> **Written instruction**: Determine how many lines in the data below contain "index" and write only that number.

▼▼▼

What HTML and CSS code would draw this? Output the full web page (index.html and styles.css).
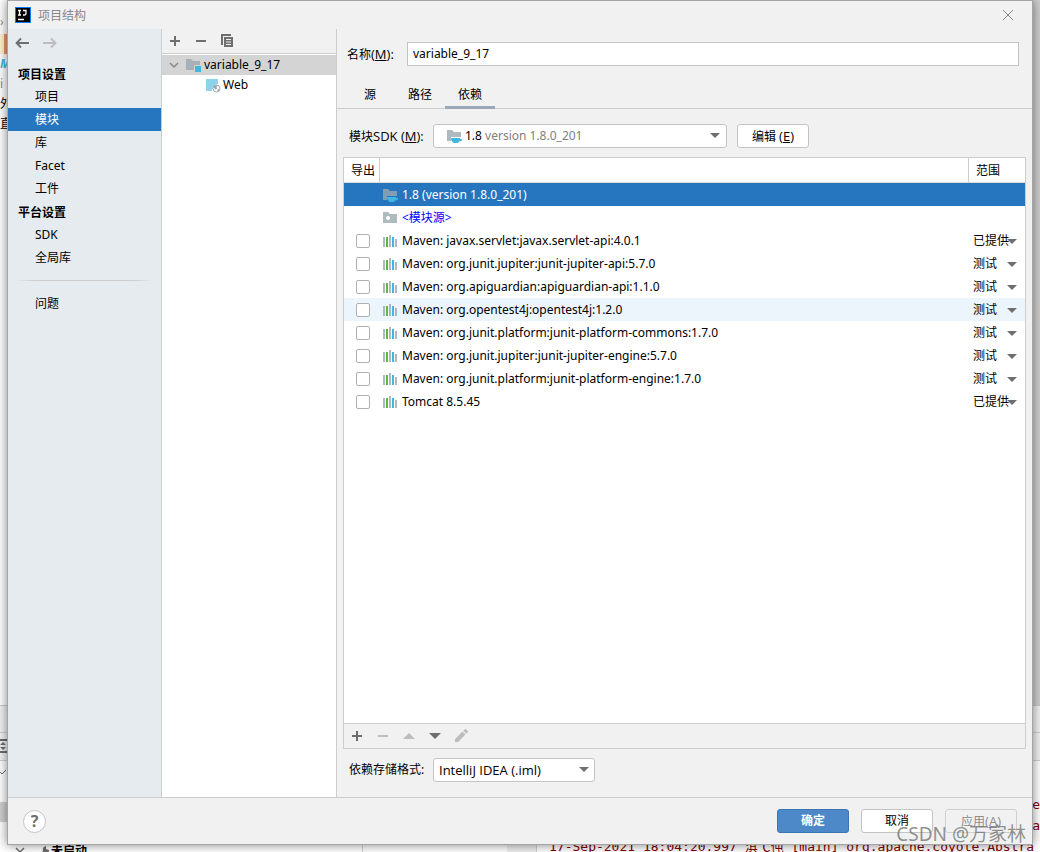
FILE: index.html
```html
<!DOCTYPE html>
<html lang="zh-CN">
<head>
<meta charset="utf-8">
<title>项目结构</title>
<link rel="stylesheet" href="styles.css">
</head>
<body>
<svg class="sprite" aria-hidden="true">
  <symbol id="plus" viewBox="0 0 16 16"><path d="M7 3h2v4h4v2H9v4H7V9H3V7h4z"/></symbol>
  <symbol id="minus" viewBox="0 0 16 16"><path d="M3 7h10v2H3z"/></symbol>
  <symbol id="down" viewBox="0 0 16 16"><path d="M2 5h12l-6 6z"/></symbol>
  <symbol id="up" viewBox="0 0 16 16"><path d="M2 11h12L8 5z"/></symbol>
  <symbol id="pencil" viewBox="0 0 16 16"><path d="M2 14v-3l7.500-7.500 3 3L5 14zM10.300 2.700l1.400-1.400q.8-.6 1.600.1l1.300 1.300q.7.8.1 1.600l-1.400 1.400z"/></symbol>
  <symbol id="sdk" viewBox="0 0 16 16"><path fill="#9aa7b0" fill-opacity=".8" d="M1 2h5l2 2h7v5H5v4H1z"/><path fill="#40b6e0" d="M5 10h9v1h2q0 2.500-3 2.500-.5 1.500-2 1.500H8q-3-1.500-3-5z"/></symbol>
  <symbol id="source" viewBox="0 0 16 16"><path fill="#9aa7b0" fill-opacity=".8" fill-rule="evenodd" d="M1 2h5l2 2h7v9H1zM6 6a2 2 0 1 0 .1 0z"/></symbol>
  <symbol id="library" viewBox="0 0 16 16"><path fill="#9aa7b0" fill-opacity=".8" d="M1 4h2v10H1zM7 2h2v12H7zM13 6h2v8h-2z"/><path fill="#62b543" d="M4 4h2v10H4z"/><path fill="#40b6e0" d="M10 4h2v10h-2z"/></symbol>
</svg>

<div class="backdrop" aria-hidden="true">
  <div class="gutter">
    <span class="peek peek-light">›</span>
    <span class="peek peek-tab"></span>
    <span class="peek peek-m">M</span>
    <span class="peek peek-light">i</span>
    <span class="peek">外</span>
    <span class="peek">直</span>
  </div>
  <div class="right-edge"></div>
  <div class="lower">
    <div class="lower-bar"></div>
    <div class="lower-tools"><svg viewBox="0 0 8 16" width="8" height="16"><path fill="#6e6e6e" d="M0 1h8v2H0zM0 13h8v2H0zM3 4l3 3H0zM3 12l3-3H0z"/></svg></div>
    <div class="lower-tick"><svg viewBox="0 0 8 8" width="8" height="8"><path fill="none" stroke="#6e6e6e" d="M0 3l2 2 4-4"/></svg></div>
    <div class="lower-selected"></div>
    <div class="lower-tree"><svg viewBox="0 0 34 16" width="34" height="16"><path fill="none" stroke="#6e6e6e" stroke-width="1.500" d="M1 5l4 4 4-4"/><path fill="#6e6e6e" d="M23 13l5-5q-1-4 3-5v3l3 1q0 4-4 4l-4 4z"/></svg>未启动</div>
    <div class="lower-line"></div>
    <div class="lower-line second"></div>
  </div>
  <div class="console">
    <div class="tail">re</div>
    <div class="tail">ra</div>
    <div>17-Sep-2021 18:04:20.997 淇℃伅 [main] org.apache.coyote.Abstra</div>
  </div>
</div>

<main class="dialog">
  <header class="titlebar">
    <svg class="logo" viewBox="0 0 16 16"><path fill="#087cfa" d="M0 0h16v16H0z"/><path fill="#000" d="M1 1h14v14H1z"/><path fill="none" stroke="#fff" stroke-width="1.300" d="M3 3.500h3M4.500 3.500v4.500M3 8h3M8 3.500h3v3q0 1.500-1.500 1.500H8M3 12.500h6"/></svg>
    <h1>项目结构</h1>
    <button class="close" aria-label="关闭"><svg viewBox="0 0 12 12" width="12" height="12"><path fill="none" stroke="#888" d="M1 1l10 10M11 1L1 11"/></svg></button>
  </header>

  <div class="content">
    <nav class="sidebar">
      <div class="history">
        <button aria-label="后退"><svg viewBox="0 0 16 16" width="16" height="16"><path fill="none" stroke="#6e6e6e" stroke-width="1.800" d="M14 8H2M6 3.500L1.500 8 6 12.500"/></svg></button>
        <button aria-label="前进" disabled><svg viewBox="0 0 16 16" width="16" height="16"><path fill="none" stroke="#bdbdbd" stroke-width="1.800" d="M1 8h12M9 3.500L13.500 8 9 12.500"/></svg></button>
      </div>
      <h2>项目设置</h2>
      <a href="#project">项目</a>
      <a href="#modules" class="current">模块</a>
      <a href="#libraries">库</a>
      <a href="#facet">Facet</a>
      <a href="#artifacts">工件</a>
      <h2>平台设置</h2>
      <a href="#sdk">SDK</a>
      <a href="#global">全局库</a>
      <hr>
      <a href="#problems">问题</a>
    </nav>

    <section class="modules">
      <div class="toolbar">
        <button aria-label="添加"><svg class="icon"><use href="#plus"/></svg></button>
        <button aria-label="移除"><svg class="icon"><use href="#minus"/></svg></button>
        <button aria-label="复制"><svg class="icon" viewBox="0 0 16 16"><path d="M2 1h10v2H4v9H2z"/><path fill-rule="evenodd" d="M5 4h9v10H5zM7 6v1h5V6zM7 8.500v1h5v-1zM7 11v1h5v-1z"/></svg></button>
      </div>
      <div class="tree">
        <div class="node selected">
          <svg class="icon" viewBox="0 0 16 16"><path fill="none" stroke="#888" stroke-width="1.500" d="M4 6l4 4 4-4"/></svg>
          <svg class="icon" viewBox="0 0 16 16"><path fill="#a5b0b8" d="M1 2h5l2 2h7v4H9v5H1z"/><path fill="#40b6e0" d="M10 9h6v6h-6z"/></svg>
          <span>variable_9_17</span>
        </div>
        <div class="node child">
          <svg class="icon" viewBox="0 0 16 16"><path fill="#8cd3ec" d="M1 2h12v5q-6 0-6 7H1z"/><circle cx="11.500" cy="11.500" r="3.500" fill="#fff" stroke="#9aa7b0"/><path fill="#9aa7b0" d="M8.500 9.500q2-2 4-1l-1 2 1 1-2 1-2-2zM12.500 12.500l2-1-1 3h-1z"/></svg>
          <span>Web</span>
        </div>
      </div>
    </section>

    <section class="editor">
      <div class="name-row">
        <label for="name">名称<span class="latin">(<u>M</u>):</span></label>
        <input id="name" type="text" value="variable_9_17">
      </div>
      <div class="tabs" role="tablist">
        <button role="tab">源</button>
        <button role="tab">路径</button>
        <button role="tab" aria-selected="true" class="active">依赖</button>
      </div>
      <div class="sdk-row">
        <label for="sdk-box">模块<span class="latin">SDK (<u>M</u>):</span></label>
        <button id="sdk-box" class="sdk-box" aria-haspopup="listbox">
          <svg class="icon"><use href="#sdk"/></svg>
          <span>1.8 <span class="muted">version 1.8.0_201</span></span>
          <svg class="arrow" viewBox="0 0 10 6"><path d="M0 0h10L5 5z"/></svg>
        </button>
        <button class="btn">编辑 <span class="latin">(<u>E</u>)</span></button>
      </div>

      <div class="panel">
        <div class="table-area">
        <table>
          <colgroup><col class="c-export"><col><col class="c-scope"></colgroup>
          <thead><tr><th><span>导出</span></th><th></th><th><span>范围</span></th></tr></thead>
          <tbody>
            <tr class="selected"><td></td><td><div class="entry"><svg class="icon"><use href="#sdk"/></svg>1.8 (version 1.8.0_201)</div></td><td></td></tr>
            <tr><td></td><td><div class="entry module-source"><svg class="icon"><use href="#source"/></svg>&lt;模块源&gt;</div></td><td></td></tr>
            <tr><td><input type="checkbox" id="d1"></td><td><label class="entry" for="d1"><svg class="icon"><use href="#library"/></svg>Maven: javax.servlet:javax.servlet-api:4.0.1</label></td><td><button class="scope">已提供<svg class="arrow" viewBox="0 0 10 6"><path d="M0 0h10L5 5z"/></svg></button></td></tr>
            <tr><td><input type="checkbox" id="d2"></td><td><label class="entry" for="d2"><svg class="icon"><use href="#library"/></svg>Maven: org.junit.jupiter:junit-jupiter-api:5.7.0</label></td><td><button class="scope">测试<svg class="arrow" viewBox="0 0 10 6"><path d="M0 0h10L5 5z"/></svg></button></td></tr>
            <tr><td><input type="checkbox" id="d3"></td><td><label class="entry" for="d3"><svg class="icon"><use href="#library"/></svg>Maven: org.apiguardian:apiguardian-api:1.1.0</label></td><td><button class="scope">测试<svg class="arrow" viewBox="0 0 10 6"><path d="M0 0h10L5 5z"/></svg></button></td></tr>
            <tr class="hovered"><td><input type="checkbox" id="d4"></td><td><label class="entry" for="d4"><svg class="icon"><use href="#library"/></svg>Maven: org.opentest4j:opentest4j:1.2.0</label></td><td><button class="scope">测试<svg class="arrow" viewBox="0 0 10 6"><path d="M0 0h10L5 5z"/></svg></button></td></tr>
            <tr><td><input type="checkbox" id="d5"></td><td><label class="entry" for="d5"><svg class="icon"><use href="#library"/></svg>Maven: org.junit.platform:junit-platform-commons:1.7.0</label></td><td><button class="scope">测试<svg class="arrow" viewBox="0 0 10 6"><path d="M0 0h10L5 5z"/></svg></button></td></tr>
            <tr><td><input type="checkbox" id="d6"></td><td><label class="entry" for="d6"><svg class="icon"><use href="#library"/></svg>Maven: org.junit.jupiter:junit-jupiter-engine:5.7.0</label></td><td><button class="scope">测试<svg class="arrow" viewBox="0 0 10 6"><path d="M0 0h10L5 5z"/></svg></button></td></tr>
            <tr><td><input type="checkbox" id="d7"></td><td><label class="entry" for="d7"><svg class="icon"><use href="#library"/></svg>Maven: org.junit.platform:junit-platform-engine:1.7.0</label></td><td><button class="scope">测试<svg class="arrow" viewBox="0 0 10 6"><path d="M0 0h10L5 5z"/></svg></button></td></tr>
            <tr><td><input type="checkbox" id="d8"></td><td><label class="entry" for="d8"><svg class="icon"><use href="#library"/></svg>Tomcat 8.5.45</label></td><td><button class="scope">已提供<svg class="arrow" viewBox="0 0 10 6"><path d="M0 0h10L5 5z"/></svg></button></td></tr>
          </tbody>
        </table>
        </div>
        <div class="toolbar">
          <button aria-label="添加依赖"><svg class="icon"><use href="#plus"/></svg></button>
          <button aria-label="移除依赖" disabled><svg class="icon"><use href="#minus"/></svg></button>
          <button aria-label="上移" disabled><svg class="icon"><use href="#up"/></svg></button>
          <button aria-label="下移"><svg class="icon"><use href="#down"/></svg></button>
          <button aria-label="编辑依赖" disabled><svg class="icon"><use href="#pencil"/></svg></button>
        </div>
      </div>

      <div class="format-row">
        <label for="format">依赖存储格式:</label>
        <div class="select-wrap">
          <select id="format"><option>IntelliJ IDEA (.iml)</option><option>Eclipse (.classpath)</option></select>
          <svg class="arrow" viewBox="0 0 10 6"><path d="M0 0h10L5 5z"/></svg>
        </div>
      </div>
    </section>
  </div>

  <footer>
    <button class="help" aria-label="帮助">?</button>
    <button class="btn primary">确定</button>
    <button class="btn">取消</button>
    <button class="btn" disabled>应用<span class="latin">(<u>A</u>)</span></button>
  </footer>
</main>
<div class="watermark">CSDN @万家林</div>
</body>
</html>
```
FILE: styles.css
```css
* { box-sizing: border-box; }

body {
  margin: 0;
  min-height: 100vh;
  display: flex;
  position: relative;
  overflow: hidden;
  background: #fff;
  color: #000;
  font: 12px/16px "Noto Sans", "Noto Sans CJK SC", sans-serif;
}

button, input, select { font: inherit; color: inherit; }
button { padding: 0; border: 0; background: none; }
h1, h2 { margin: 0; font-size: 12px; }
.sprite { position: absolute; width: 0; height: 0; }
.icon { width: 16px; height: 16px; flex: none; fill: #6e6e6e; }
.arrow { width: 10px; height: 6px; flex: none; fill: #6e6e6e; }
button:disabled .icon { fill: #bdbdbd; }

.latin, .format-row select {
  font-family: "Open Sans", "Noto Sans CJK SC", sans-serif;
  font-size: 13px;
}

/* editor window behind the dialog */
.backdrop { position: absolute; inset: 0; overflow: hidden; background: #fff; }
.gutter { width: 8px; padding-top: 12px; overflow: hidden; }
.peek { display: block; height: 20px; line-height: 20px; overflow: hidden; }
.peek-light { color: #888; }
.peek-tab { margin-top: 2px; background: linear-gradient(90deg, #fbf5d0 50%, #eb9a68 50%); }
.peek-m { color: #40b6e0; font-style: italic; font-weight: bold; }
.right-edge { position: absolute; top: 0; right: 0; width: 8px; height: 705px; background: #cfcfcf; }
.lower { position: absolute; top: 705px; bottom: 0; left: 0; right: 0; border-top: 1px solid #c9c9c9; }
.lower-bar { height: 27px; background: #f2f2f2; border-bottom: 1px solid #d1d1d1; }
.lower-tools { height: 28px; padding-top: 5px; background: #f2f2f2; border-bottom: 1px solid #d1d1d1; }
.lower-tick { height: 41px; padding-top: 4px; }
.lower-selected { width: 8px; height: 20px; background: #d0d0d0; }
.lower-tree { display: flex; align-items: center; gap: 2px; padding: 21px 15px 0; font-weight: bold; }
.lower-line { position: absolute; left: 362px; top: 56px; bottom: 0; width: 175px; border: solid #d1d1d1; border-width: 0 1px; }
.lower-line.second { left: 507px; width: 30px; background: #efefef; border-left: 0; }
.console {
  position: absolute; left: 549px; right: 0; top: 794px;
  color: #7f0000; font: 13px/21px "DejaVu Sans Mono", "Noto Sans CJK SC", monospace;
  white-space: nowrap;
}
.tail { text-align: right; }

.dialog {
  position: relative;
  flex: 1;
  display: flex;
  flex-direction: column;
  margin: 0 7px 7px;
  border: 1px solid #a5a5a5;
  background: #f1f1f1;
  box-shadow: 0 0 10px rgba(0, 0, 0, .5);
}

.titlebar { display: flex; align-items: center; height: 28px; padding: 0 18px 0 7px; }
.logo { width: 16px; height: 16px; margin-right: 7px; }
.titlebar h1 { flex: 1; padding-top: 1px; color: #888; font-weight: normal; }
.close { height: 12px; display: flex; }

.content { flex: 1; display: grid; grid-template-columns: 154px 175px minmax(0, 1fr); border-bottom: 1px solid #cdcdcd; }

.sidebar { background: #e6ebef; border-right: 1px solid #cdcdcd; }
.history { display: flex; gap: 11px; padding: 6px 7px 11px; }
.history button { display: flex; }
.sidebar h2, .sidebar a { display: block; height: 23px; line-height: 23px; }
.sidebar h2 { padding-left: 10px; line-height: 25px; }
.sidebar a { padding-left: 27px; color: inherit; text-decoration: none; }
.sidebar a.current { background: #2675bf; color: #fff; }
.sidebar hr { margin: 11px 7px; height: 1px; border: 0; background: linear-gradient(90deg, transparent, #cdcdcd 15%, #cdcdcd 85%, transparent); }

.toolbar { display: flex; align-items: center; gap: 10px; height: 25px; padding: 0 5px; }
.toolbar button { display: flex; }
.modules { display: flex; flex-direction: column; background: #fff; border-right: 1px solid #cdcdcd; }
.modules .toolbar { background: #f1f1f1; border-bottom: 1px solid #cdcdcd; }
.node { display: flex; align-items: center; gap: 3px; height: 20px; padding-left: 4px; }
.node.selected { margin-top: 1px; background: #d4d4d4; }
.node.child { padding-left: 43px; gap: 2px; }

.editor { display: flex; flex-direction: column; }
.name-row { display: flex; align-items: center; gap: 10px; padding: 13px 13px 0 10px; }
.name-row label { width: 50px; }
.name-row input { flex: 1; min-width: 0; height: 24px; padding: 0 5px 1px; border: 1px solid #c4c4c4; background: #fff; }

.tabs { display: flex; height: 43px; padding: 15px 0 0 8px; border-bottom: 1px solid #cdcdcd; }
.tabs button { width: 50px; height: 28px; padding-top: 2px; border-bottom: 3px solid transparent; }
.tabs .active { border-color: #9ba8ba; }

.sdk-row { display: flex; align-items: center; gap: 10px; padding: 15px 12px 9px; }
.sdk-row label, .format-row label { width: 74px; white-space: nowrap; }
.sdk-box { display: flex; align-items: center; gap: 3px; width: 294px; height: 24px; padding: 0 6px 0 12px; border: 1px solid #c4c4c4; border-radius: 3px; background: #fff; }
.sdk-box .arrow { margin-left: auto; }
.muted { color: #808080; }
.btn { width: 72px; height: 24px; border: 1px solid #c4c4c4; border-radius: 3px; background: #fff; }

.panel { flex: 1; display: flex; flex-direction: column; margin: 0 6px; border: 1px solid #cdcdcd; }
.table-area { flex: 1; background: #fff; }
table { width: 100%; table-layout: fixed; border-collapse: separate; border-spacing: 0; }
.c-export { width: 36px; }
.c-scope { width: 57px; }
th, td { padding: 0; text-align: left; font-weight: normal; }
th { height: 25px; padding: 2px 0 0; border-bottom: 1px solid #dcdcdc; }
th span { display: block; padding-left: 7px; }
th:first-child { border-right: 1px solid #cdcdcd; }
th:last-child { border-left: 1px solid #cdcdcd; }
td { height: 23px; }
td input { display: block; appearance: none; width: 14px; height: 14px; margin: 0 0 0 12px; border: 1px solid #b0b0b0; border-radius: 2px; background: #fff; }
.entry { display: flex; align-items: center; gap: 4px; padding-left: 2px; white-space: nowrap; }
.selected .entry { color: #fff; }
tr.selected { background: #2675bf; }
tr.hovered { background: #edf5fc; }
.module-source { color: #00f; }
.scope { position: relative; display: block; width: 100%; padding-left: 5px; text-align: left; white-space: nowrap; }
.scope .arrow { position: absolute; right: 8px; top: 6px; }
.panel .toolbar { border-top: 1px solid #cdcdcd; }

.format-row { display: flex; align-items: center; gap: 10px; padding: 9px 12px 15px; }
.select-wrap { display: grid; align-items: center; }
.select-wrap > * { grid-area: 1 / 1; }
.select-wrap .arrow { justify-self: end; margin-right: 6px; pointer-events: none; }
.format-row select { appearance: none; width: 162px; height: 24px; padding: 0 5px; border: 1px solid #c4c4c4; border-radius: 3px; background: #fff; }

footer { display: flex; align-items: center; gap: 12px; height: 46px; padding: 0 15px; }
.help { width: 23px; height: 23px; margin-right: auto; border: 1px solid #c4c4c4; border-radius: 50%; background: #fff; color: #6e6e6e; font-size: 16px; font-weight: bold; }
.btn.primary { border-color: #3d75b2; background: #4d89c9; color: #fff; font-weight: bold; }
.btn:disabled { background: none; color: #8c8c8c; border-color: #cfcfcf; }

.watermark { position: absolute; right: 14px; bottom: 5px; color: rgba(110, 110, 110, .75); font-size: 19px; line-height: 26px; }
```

▲▲▲

> **Response**: 2